# [GIVEN MATERIAL]

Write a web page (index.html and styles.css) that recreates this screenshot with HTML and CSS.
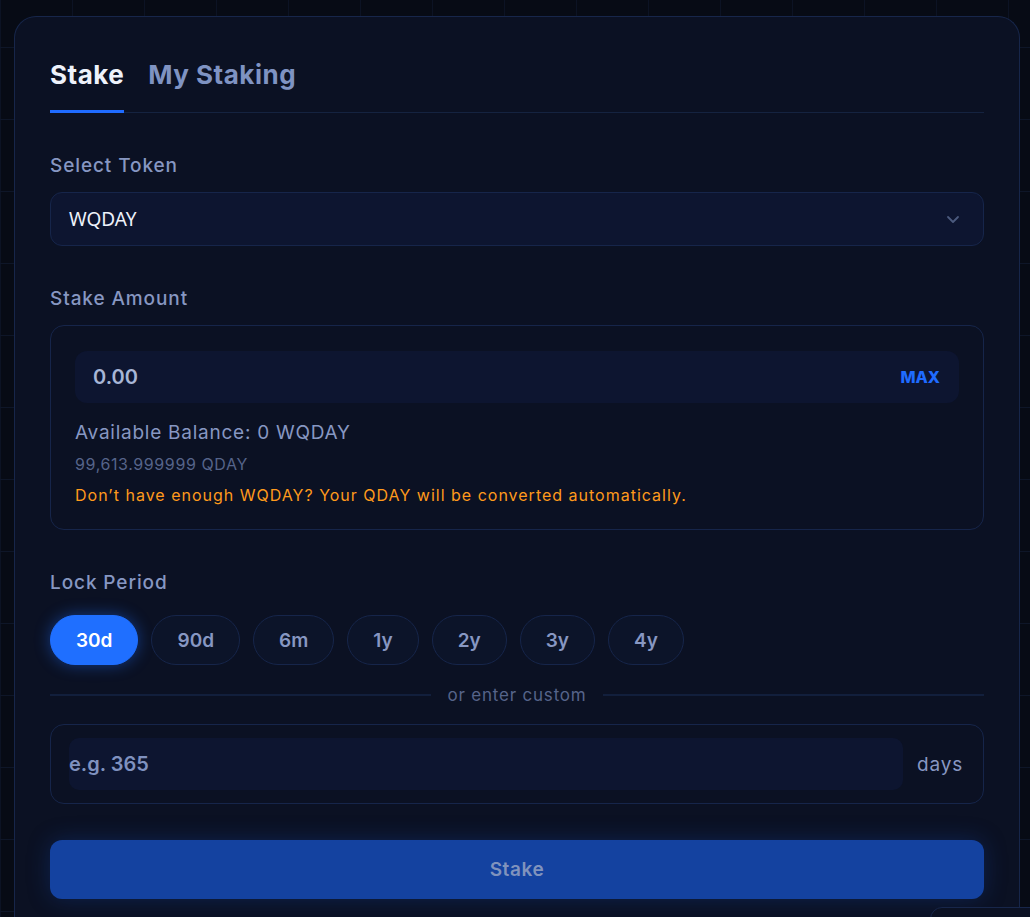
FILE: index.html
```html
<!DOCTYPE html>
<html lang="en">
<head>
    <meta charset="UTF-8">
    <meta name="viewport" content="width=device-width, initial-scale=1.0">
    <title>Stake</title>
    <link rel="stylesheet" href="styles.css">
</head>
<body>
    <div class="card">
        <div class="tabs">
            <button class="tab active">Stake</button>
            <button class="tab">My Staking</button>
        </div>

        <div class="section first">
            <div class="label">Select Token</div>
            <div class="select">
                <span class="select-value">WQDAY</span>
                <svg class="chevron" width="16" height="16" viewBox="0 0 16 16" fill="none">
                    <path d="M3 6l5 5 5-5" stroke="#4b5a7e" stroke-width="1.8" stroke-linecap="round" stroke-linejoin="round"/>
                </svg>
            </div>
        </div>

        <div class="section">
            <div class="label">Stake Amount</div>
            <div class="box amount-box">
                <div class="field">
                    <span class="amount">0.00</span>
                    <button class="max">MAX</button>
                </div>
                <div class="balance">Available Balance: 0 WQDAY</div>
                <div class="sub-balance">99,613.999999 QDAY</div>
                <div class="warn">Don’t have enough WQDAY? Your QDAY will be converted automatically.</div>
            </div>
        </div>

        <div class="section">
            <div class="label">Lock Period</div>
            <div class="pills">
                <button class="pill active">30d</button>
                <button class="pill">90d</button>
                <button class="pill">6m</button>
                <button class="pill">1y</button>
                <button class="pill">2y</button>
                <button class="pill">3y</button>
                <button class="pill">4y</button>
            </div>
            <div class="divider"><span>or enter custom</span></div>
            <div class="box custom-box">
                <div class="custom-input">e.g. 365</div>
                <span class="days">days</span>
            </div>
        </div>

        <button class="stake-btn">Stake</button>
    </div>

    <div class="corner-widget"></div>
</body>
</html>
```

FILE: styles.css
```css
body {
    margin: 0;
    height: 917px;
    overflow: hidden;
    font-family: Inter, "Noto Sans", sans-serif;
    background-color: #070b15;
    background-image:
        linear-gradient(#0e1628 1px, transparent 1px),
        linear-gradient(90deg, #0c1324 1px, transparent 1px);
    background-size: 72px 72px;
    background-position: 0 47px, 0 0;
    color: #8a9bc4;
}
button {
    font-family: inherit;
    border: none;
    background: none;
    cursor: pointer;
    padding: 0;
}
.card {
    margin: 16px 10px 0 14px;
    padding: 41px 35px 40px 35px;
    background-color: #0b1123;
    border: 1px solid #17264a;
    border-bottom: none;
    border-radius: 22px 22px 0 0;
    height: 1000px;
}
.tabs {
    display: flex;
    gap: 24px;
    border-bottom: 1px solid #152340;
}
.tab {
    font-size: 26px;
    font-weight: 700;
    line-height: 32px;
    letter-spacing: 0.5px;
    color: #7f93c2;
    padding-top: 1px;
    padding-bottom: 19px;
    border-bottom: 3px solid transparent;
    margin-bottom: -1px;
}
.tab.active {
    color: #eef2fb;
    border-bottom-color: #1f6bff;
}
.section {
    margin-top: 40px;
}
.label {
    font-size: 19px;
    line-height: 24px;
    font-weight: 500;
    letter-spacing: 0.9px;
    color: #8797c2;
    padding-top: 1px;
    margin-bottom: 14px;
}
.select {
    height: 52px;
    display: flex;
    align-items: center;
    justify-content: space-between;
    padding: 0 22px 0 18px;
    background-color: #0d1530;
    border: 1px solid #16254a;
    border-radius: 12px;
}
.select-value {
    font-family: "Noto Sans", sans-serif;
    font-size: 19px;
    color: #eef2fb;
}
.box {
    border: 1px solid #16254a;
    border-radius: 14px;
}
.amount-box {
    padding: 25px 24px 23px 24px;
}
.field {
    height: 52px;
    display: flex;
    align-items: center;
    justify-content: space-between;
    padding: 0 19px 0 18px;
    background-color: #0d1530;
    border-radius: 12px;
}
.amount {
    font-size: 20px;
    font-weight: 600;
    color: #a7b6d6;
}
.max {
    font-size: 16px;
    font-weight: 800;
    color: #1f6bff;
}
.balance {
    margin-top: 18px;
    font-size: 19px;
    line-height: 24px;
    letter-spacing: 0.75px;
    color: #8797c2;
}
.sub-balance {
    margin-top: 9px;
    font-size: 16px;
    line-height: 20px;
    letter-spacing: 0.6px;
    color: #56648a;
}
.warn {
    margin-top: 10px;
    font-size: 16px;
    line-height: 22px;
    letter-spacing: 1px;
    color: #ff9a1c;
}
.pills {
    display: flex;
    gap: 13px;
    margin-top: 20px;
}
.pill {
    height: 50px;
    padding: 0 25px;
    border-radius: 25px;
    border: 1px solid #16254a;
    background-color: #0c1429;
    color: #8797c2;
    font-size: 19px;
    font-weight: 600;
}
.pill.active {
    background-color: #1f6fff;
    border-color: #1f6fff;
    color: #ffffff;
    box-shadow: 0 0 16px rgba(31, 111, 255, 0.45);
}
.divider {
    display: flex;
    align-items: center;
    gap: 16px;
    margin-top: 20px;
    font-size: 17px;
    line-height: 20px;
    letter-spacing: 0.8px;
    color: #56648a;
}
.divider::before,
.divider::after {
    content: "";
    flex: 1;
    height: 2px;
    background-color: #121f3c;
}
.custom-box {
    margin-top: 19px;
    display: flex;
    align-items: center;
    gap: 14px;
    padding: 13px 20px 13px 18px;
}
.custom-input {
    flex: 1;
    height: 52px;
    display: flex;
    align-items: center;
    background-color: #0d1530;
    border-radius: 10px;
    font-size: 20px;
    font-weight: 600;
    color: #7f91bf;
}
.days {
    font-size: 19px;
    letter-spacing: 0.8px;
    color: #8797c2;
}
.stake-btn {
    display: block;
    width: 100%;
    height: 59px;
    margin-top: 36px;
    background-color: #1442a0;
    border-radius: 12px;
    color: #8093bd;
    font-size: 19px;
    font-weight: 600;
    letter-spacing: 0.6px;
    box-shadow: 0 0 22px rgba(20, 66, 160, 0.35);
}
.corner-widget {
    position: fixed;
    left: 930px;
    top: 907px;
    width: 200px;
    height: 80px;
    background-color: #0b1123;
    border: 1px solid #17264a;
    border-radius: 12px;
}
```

# [STATED GOAL]
Transcribe the preceding listing in its entirety and with exact wording, leaving out pictures.

# [ANSWER]
Write a web page (index.html and styles.css) that recreates this screenshot with HTML and CSS.
FILE: index.html
```html
<!DOCTYPE html>
<html lang="en">
<head>
    <meta charset="UTF-8">
    <meta name="viewport" content="width=device-width, initial-scale=1.0">
    <title>Stake</title>
    <link rel="stylesheet" href="styles.css">
</head>
<body>
    <div class="card">
        <div class="tabs">
            <button class="tab active">Stake</button>
            <button class="tab">My Staking</button>
        </div>

        <div class="section first">
            <div class="label">Select Token</div>
            <div class="select">
                <span class="select-value">WQDAY</span>
                <svg class="chevron" width="16" height="16" viewBox="0 0 16 16" fill="none">
                    <path d="M3 6l5 5 5-5" stroke="#4b5a7e" stroke-width="1.8" stroke-linecap="round" stroke-linejoin="round"/>
                </svg>
            </div>
        </div>

        <div class="section">
            <div class="label">Stake Amount</div>
            <div class="box amount-box">
                <div class="field">
                    <span class="amount">0.00</span>
                    <button class="max">MAX</button>
                </div>
                <div class="balance">Available Balance: 0 WQDAY</div>
                <div class="sub-balance">99,613.999999 QDAY</div>
                <div class="warn">Don’t have enough WQDAY? Your QDAY will be converted automatically.</div>
            </div>
        </div>

        <div class="section">
            <div class="label">Lock Period</div>
            <div class="pills">
                <button class="pill active">30d</button>
                <button class="pill">90d</button>
                <button class="pill">6m</button>
                <button class="pill">1y</button>
                <button class="pill">2y</button>
                <button class="pill">3y</button>
                <button class="pill">4y</button>
            </div>
            <div class="divider"><span>or enter custom</span></div>
            <div class="box custom-box">
                <div class="custom-input">e.g. 365</div>
                <span class="days">days</span>
            </div>
        </div>

        <button class="stake-btn">Stake</button>
    </div>

    <div class="corner-widget"></div>
</body>
</html>
```

FILE: styles.css
```css
body {
    margin: 0;
    height: 917px;
    overflow: hidden;
    font-family: Inter, "Noto Sans", sans-serif;
    background-color: #070b15;
    background-image:
        linear-gradient(#0e1628 1px, transparent 1px),
        linear-gradient(90deg, #0c1324 1px, transparent 1px);
    background-size: 72px 72px;
    background-position: 0 47px, 0 0;
    color: #8a9bc4;
}
button {
    font-family: inherit;
    border: none;
    background: none;
    cursor: pointer;
    padding: 0;
}
.card {
    margin: 16px 10px 0 14px;
    padding: 41px 35px 40px 35px;
    background-color: #0b1123;
    border: 1px solid #17264a;
    border-bottom: none;
    border-radius: 22px 22px 0 0;
    height: 1000px;
}
.tabs {
    display: flex;
    gap: 24px;
    border-bottom: 1px solid #152340;
}
.tab {
    font-size: 26px;
    font-weight: 700;
    line-height: 32px;
    letter-spacing: 0.5px;
    color: #7f93c2;
    padding-top: 1px;
    padding-bottom: 19px;
    border-bottom: 3px solid transparent;
    margin-bottom: -1px;
}
.tab.active {
    color: #eef2fb;
    border-bottom-color: #1f6bff;
}
.section {
    margin-top: 40px;
}
.label {
    font-size: 19px;
    line-height: 24px;
    font-weight: 500;
    letter-spacing: 0.9px;
    color: #8797c2;
    padding-top: 1px;
    margin-bottom: 14px;
}
.select {
    height: 52px;
    display: flex;
    align-items: center;
    justify-content: space-between;
    padding: 0 22px 0 18px;
    background-color: #0d1530;
    border: 1px solid #16254a;
    border-radius: 12px;
}
.select-value {
    font-family: "Noto Sans", sans-serif;
    font-size: 19px;
    color: #eef2fb;
}
.box {
    border: 1px solid #16254a;
    border-radius: 14px;
}
.amount-box {
    padding: 25px 24px 23px 24px;
}
.field {
    height: 52px;
    display: flex;
    align-items: center;
    justify-content: space-between;
    padding: 0 19px 0 18px;
    background-color: #0d1530;
    border-radius: 12px;
}
.amount {
    font-size: 20px;
    font-weight: 600;
    color: #a7b6d6;
}
.max {
    font-size: 16px;
    font-weight: 800;
    color: #1f6bff;
}
.balance {
    margin-top: 18px;
    font-size: 19px;
    line-height: 24px;
    letter-spacing: 0.75px;
    color: #8797c2;
}
.sub-balance {
    margin-top: 9px;
    font-size: 16px;
    line-height: 20px;
    letter-spacing: 0.6px;
    color: #56648a;
}
.warn {
    margin-top: 10px;
    font-size: 16px;
    line-height: 22px;
    letter-spacing: 1px;
    color: #ff9a1c;
}
.pills {
    display: flex;
    gap: 13px;
    margin-top: 20px;
}
.pill {
    height: 50px;
    padding: 0 25px;
    border-radius: 25px;
    border: 1px solid #16254a;
    background-color: #0c1429;
    color: #8797c2;
    font-size: 19px;
    font-weight: 600;
}
.pill.active {
    background-color: #1f6fff;
    border-color: #1f6fff;
    color: #ffffff;
    box-shadow: 0 0 16px rgba(31, 111, 255, 0.45);
}
.divider {
    display: flex;
    align-items: center;
    gap: 16px;
    margin-top: 20px;
    font-size: 17px;
    line-height: 20px;
    letter-spacing: 0.8px;
    color: #56648a;
}
.divider::before,
.divider::after {
    content: "";
    flex: 1;
    height: 2px;
    background-color: #121f3c;
}
.custom-box {
    margin-top: 19px;
    display: flex;
    align-items: center;
    gap: 14px;
    padding: 13px 20px 13px 18px;
}
.custom-input {
    flex: 1;
    height: 52px;
    display: flex;
    align-items: center;
    background-color: #0d1530;
    border-radius: 10px;
    font-size: 20px;
    font-weight: 600;
    color: #7f91bf;
}
.days {
    font-size: 19px;
    letter-spacing: 0.8px;
    color: #8797c2;
}
.stake-btn {
    display: block;
    width: 100%;
    height: 59px;
    margin-top: 36px;
    background-color: #1442a0;
    border-radius: 12px;
    color: #8093bd;
    font-size: 19px;
    font-weight: 600;
    letter-spacing: 0.6px;
    box-shadow: 0 0 22px rgba(20, 66, 160, 0.35);
}
.corner-widget {
    position: fixed;
    left: 930px;
    top: 907px;
    width: 200px;
    height: 80px;
    background-color: #0b1123;
    border: 1px solid #17264a;
    border-radius: 12px;
}
```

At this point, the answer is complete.